# WHAT TO DO
All lines in the data bearing the string "React" should be identified and copied.

·····

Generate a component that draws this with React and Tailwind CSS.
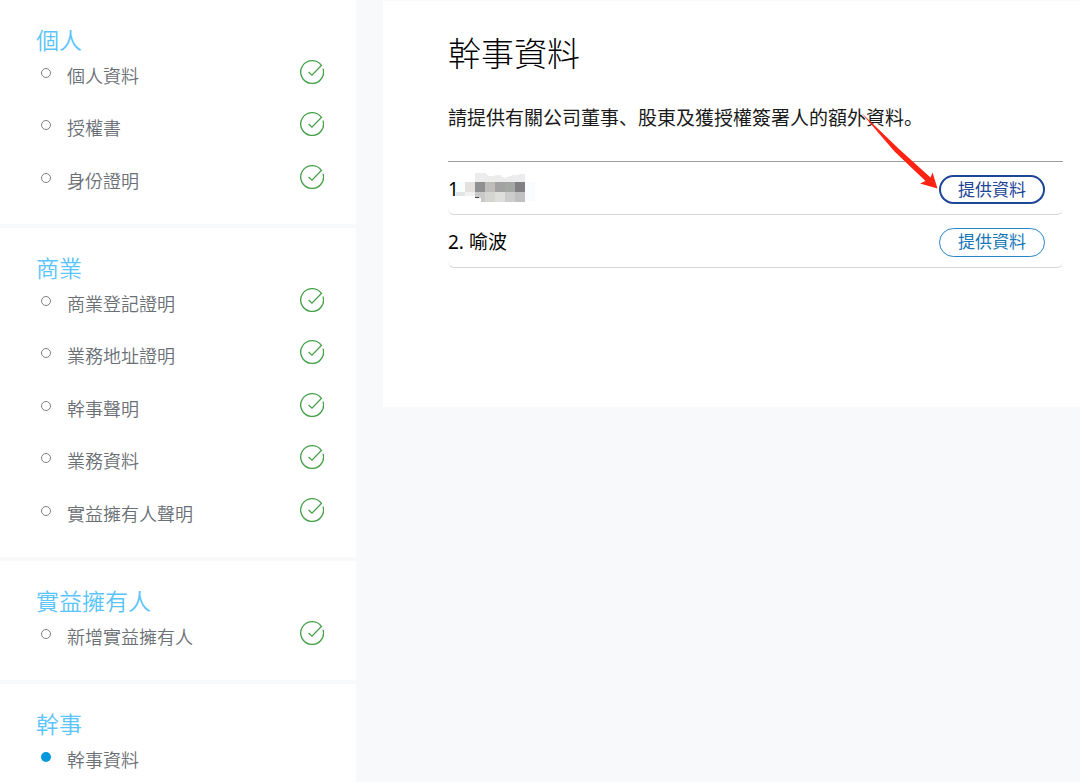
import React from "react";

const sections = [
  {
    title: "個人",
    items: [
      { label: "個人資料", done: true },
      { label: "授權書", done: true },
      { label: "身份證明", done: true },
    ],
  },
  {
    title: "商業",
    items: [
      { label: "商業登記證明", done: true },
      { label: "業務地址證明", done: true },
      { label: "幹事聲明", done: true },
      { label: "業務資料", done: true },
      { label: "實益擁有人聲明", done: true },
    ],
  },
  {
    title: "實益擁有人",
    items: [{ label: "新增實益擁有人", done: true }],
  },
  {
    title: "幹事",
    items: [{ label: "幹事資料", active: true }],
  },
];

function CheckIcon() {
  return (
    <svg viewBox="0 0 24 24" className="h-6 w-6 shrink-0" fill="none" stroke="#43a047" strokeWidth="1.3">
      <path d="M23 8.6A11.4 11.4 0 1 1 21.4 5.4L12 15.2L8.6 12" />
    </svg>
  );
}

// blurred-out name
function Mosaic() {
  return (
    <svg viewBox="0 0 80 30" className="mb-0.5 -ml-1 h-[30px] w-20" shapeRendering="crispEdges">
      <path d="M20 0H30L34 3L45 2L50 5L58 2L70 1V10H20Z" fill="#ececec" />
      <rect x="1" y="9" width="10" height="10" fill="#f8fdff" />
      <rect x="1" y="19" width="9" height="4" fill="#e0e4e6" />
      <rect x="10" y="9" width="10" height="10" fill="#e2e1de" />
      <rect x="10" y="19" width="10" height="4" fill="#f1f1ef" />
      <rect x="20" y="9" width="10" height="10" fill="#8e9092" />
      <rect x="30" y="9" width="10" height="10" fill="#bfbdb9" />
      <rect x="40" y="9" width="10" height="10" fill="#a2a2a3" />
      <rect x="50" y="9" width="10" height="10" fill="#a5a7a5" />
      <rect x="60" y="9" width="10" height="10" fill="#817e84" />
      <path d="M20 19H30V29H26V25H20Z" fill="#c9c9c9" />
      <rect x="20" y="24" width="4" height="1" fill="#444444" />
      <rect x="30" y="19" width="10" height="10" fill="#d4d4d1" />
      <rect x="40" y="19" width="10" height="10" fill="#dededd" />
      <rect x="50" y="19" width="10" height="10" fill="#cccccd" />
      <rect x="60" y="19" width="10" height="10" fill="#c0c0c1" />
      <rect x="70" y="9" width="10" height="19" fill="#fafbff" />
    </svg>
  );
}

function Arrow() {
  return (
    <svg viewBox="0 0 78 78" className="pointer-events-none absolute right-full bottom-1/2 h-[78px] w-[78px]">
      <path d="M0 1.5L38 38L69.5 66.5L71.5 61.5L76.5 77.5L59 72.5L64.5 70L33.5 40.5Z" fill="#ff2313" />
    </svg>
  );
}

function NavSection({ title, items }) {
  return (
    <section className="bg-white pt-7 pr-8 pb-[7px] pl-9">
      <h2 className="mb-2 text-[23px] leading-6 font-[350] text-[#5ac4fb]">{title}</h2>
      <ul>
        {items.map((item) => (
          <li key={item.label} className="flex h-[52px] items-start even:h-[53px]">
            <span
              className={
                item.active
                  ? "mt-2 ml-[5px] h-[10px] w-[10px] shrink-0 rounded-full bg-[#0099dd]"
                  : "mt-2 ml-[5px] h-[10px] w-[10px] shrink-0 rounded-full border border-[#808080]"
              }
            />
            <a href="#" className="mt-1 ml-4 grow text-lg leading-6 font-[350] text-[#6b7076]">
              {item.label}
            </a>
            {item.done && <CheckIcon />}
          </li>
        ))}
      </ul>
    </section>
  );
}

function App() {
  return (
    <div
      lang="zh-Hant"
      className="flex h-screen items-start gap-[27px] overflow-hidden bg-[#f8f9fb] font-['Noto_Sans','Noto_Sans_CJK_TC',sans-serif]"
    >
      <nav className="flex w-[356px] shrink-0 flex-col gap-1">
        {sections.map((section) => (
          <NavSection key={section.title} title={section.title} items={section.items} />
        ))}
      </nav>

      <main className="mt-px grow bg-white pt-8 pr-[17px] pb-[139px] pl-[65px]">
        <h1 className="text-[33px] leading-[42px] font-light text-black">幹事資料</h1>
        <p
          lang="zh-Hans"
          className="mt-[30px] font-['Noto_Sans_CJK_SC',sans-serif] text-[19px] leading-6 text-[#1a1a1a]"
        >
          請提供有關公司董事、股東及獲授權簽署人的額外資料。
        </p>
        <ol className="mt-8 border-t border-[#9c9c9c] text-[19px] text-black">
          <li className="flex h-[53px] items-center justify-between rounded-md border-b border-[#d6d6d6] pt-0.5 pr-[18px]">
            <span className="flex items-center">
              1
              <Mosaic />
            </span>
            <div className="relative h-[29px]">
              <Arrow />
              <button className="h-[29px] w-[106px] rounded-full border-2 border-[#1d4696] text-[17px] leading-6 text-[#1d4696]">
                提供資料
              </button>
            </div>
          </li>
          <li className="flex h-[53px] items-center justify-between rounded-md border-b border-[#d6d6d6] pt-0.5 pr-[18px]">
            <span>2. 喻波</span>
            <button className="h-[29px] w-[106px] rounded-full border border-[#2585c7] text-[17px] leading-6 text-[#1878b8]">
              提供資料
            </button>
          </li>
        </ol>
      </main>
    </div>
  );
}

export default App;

·····

# RESULT BELOW
Generate a component that draws this with React and Tailwind CSS.
import React from "react";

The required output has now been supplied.